By Dologan on 6/9/2010 6:30:00 PM , Rating: 2
...split second life or death decision making this chopper crew was dealing with...

Are you serious? Come on... There was never any sign of threat to the helicopter. The people on the ground weren't even paying attention to it.

The simple fact is lots of Americans are idealistic pacifists and believe NOTHING is worth going to war for.

And just what exactly is worth going to war for? Bogus WMD? Oil? The Righteous Crusade to bring Democracy to the unenlightened masses?

RE: Adrian Lamo is the victim...
By Reclaimer77 on 6/9/10, Rating: 0
RE: Adrian Lamo is the victim...
By Klinky1984 on 6/9/2010 8:56:22 PM , Rating: 3
Instead of blathering with pointless labels, how about you actually answer the question? What was the point of the Iraq war? 727 billion dollars & one hundred thousand lives(Iraqis count too!). What did it get us or the Iraqi people?

By maverick85wd on 6/10/2010 12:53:32 AM , Rating: 2
What did it get us or the Iraqi people?

It got us way into debt and it destabilized their nation. Not to mention the profuse loss of life on both sides.

RE: Adrian Lamo is the victim...
By kyp275 on 6/10/2010 2:40:49 AM , Rating: 2
Are you serious? Come on... There was never any sign of threat to the helicopter. The people on the ground weren't even paying attention to it.

The Apache was flying air support, there were friendly ground forces nearby that could have came under fire.

And just what exactly is worth going to war for? Bogus WMD? Oil? The Righteous Crusade to bring Democracy to the unenlightened masses?

Reclaimer's point on that is very valid, as for things that are worth fighting for... that's a personal decision to make, but try looking at WW2 for some easy examples.

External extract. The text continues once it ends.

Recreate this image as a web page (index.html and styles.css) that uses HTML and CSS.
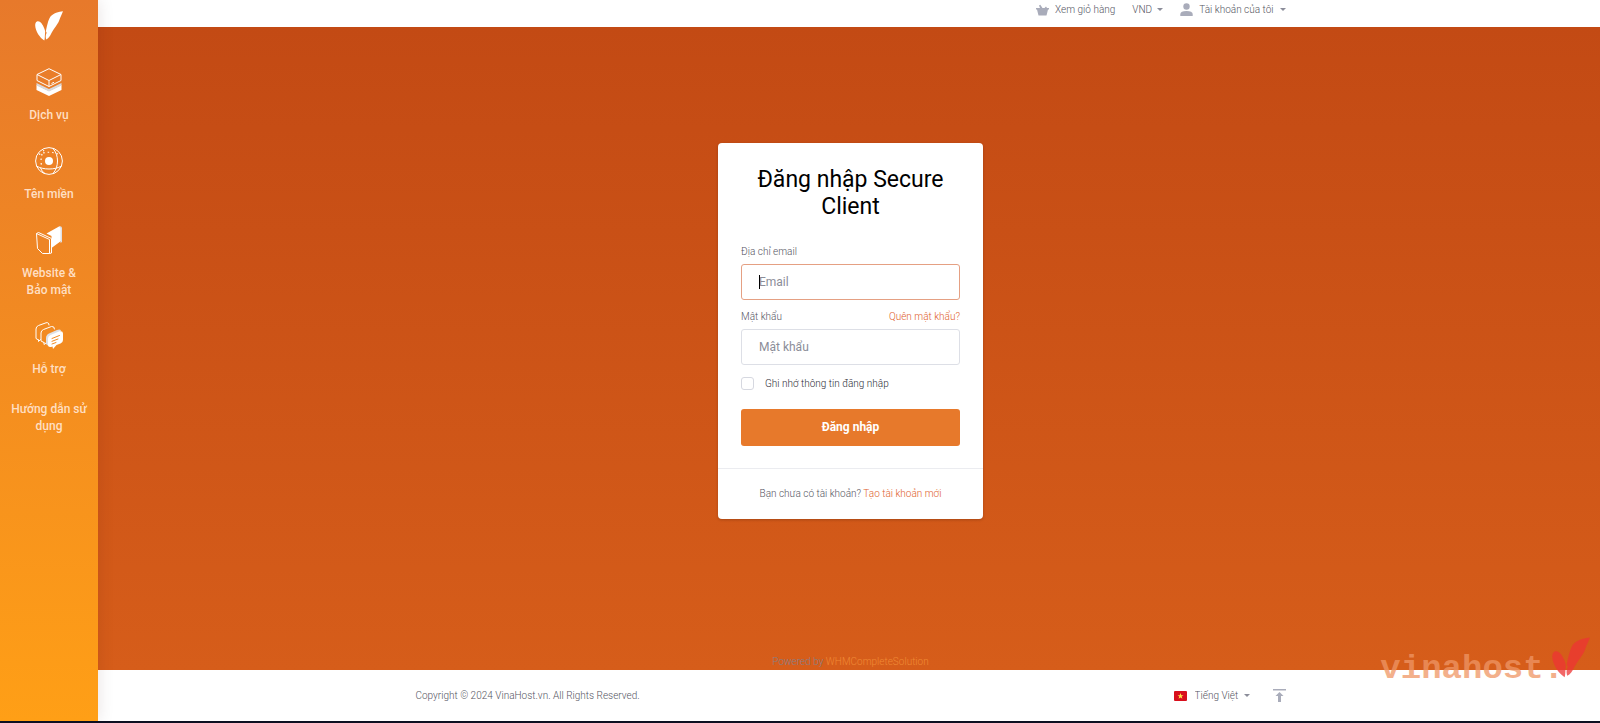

RE: Adrian Lamo is the victim...
By Zoridon on 6/10/2010 8:16:04 AM , Rating: 2
I have to ask for your definition of WMD? In my mind it is the end result that matters not the question. Did tens if not hundreds of thousands of people die under Saddam...yes. Did he gas his own people and wipe out several towns....yes. would the end result of taking a dull butter knife and use it to kill 10,000 people be the same as dropping nerve gas on a village and killing the same amount of people?... yes How about the mass graves they dug up with bodies hands tied behind their backs broadcast on CNN after we discovered them thanks to the reltives who showed us these examples of genocide? I refuse to accept your or anyone elses defininition of WMD when the end result is "Mass Death" it is the same thing, your using lawyer like politcally correct bs to hide the answer. Unable to see the forest due to the tree in front of your blind face. You ask for WMD and I show you a picture of Saddam.